### Data lines
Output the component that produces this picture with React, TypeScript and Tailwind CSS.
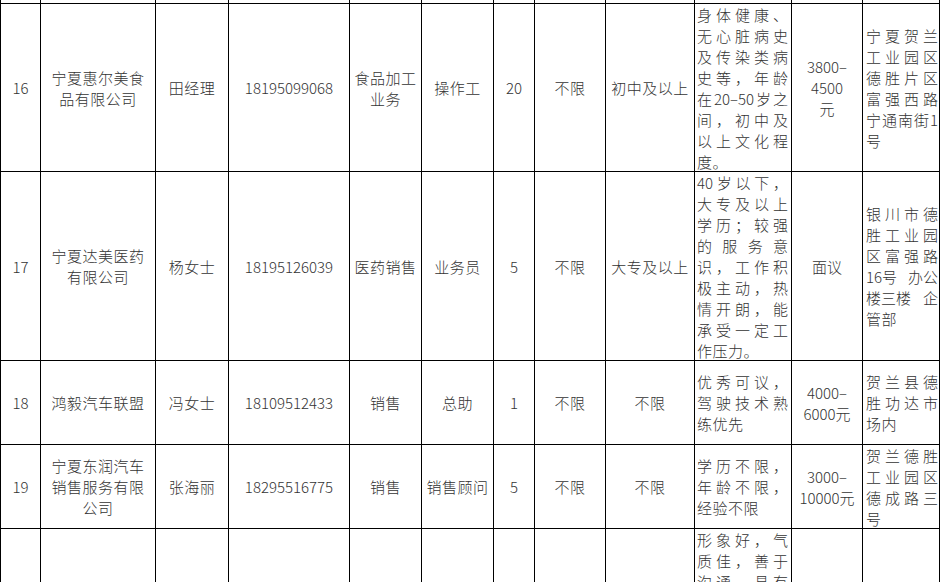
type Just = { lines: string[]; last?: string }

type Row = {
  no: string
  company: string[]
  contact: string
  phone: string
  trade: string[]
  post: string
  count: string
  gender: string
  edu: string
  req: Just
  pay: string[]
  addr: Just
}

const rows: Row[] = [
  {
    no: '16',
    company: ['宁夏惠尔美食', '品有限公司'],
    contact: '田经理',
    phone: '18195099068',
    trade: ['食品加工', '业务'],
    post: '操作工',
    count: '20',
    gender: '不限',
    edu: '初中及以上',
    req: {
      lines: ['身体健康、', '无心脏病史', '及传染类病', '史等，年龄', '在20–50岁之', '间，初中及', '以上文化程'],
      last: '度。',
    },
    pay: ['3800–', '4500', '元'],
    addr: { lines: ['宁夏贺兰', '工业园区', '德胜片区', '富强西路', '宁通南街1'], last: '号' },
  },
  {
    no: '17',
    company: ['宁夏达美医药', '有限公司'],
    contact: '杨女士',
    phone: '18195126039',
    trade: ['医药销售'],
    post: '业务员',
    count: '5',
    gender: '不限',
    edu: '大专及以上',
    req: {
      lines: ['40岁以下，', '大专及以上', '学历；较强', '的服务意', '识，工作积', '极主动，热', '情开朗，能', '承受一定工'],
      last: '作压力。',
    },
    pay: ['面议'],
    addr: { lines: ['银川市德', '胜工业园', '区富强路', '16号|办公', '楼三楼|企'], last: '管部' },
  },
  {
    no: '18',
    company: ['鸿毅汽车联盟'],
    contact: '冯女士',
    phone: '18109512433',
    trade: ['销售'],
    post: '总助',
    count: '1',
    gender: '不限',
    edu: '不限',
    req: { lines: ['优秀可议，', '驾驶技术熟'], last: '练优先' },
    pay: ['4000–', '6000元'],
    addr: { lines: ['贺兰县德', '胜功达市'], last: '场内' },
  },
  {
    no: '19',
    company: ['宁夏东润汽车', '销售服务有限', '公司'],
    contact: '张海丽',
    phone: '18295516775',
    trade: ['销售'],
    post: '销售顾问',
    count: '5',
    gender: '不限',
    edu: '不限',
    req: { lines: ['学历不限，', '年龄不限，'], last: '经验不限' },
    pay: ['3000–', '10000元'],
    addr: { lines: ['贺兰德胜', '工业园区', '德成路三'], last: '号' },
  },
]

function tokens(text: string) {
  if (text.includes('|')) return text.split('|')
  return text.match(/[0-9A-Za-z–-]+|\S/g) ?? []
}

function JustLine({ text }: { text: string }) {
  return (
    <div className="flex justify-between">
      {tokens(text).map((t, i) => (
        <span key={i}>{t}</span>
      ))}
    </div>
  )
}

function Centered({ lines, digits = false }: { lines: string[]; digits?: boolean }) {
  return (
    <div className={`flex items-center justify-center overflow-hidden bg-white text-center ${digits ? 'tracking-normal' : 'tracking-[0.5px]'}`}>
      <div>
        {lines.map((l, i) => (
          <div key={i} className="whitespace-nowrap">
            {l}
          </div>
        ))}
      </div>
    </div>
  )
}

function Justified({ data, pad }: { data: Just; pad: string }) {
  return (
    <div className={`flex items-center overflow-hidden bg-white ${pad}`}>
      <div className="w-full">
        {data.lines.map((l, i) => (
          <JustLine key={i} text={l} />
        ))}
        {data.last && <div className="tracking-[0.5px] whitespace-nowrap">{data.last}</div>}
      </div>
    </div>
  )
}

function Blank() {
  return <div className="bg-white" />
}

export default function App() {
  return (
    <div className="h-[582px] w-[940px] overflow-hidden bg-white">
      <div
        className="grid grid-cols-[39px_114px_72px_120px_71px_71px_40px_70px_88px_96px_70px_76px] grid-rows-[3px_167px_188px_83px_83px_220px] gap-px bg-black px-px pb-px text-[15px] leading-[21px] font-light text-[#333]"
        style={{ fontFamily: '"Noto Sans CJK SC", "Noto Sans", sans-serif' }}
      >
        {Array.from({ length: 12 }).map((_, i) => (
          <Blank key={`top-${i}`} />
        ))}

        {rows.map((r) => (
          <div key={r.no} className="contents">
            <Centered lines={[r.no]} digits />
            <Centered lines={r.company} />
            <Centered lines={[r.contact]} />
            <Centered lines={[r.phone]} digits />
            <Centered lines={r.trade} />
            <Centered lines={[r.post]} />
            <Centered lines={[r.count]} digits />
            <Centered lines={[r.gender]} />
            <Centered lines={[r.edu]} />
            <Justified data={r.req} pad="pl-[2px] pr-[3px]" />
            <Centered lines={r.pay} digits />
            <Justified data={r.addr} pad="pl-[3px] pr-px" />
          </div>
        ))}

        {Array.from({ length: 9 }).map((_, i) => (
          <Blank key={`b-${i}`} />
        ))}
        {/* 第20行只露出开头几行 */}
        <div className="overflow-hidden bg-white pl-[2px] pr-[3px]">
          {['形象好，气', '质佳，善于', '沟通，具有', '良好的服务', '意识和团队', '合作精神，'].map((l, i) => (
            <JustLine key={i} text={l} />
          ))}
        </div>
        <Blank />
        <Blank />
      </div>
    </div>
  )
}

### Short task
Leave the images out and output the remaining material exactly as it stands.

### Written answer
Output the component that produces this picture with React, TypeScript and Tailwind CSS.
type Just = { lines: string[]; last?: string }

type Row = {
  no: string
  company: string[]
  contact: string
  phone: string
  trade: string[]
  post: string
  count: string
  gender: string
  edu: string
  req: Just
  pay: string[]
  addr: Just
}

const rows: Row[] = [
  {
    no: '16',
    company: ['宁夏惠尔美食', '品有限公司'],
    contact: '田经理',
    phone: '18195099068',
    trade: ['食品加工', '业务'],
    post: '操作工',
    count: '20',
    gender: '不限',
    edu: '初中及以上',
    req: {
      lines: ['身体健康、', '无心脏病史', '及传染类病', '史等，年龄', '在20–50岁之', '间，初中及', '以上文化程'],
      last: '度。',
    },
    pay: ['3800–', '4500', '元'],
    addr: { lines: ['宁夏贺兰', '工业园区', '德胜片区', '富强西路', '宁通南街1'], last: '号' },
  },
  {
    no: '17',
    company: ['宁夏达美医药', '有限公司'],
    contact: '杨女士',
    phone: '18195126039',
    trade: ['医药销售'],
    post: '业务员',
    count: '5',
    gender: '不限',
    edu: '大专及以上',
    req: {
      lines: ['40岁以下，', '大专及以上', '学历；较强', '的服务意', '识，工作积', '极主动，热', '情开朗，能', '承受一定工'],
      last: '作压力。',
    },
    pay: ['面议'],
    addr: { lines: ['银川市德', '胜工业园', '区富强路', '16号|办公', '楼三楼|企'], last: '管部' },
  },
  {
    no: '18',
    company: ['鸿毅汽车联盟'],
    contact: '冯女士',
    phone: '18109512433',
    trade: ['销售'],
    post: '总助',
    count: '1',
    gender: '不限',
    edu: '不限',
    req: { lines: ['优秀可议，', '驾驶技术熟'], last: '练优先' },
    pay: ['4000–', '6000元'],
    addr: { lines: ['贺兰县德', '胜功达市'], last: '场内' },
  },
  {
    no: '19',
    company: ['宁夏东润汽车', '销售服务有限', '公司'],
    contact: '张海丽',
    phone: '18295516775',
    trade: ['销售'],
    post: '销售顾问',
    count: '5',
    gender: '不限',
    edu: '不限',
    req: { lines: ['学历不限，', '年龄不限，'], last: '经验不限' },
    pay: ['3000–', '10000元'],
    addr: { lines: ['贺兰德胜', '工业园区', '德成路三'], last: '号' },
  },
]

function tokens(text: string) {
  if (text.includes('|')) return text.split('|')
  return text.match(/[0-9A-Za-z–-]+|\S/g) ?? []
}

function JustLine({ text }: { text: string }) {
  return (
    <div className="flex justify-between">
      {tokens(text).map((t, i) => (
        <span key={i}>{t}</span>
      ))}
    </div>
  )
}

function Centered({ lines, digits = false }: { lines: string[]; digits?: boolean }) {
  return (
    <div className={`flex items-center justify-center overflow-hidden bg-white text-center ${digits ? 'tracking-normal' : 'tracking-[0.5px]'}`}>
      <div>
        {lines.map((l, i) => (
          <div key={i} className="whitespace-nowrap">
            {l}
          </div>
        ))}
      </div>
    </div>
  )
}

function Justified({ data, pad }: { data: Just; pad: string }) {
  return (
    <div className={`flex items-center overflow-hidden bg-white ${pad}`}>
      <div className="w-full">
        {data.lines.map((l, i) => (
          <JustLine key={i} text={l} />
        ))}
        {data.last && <div className="tracking-[0.5px] whitespace-nowrap">{data.last}</div>}
      </div>
    </div>
  )
}

function Blank() {
  return <div className="bg-white" />
}

export default function App() {
  return (
    <div className="h-[582px] w-[940px] overflow-hidden bg-white">
      <div
        className="grid grid-cols-[39px_114px_72px_120px_71px_71px_40px_70px_88px_96px_70px_76px] grid-rows-[3px_167px_188px_83px_83px_220px] gap-px bg-black px-px pb-px text-[15px] leading-[21px] font-light text-[#333]"
        style={{ fontFamily: '"Noto Sans CJK SC", "Noto Sans", sans-serif' }}
      >
        {Array.from({ length: 12 }).map((_, i) => (
          <Blank key={`top-${i}`} />
        ))}

        {rows.map((r) => (
          <div key={r.no} className="contents">
            <Centered lines={[r.no]} digits />
            <Centered lines={r.company} />
            <Centered lines={[r.contact]} />
            <Centered lines={[r.phone]} digits />
            <Centered lines={r.trade} />
            <Centered lines={[r.post]} />
            <Centered lines={[r.count]} digits />
            <Centered lines={[r.gender]} />
            <Centered lines={[r.edu]} />
            <Justified data={r.req} pad="pl-[2px] pr-[3px]" />
            <Centered lines={r.pay} digits />
            <Justified data={r.addr} pad="pl-[3px] pr-px" />
          </div>
        ))}

        {Array.from({ length: 9 }).map((_, i) => (
          <Blank key={`b-${i}`} />
        ))}
        {/* 第20行只露出开头几行 */}
        <div className="overflow-hidden bg-white pl-[2px] pr-[3px]">
          {['形象好，气', '质佳，善于', '沟通，具有', '良好的服务', '意识和团队', '合作精神，'].map((l, i) => (
            <JustLine key={i} text={l} />
          ))}
        </div>
        <Blank />
        <Blank />
      </div>
    </div>
  )
}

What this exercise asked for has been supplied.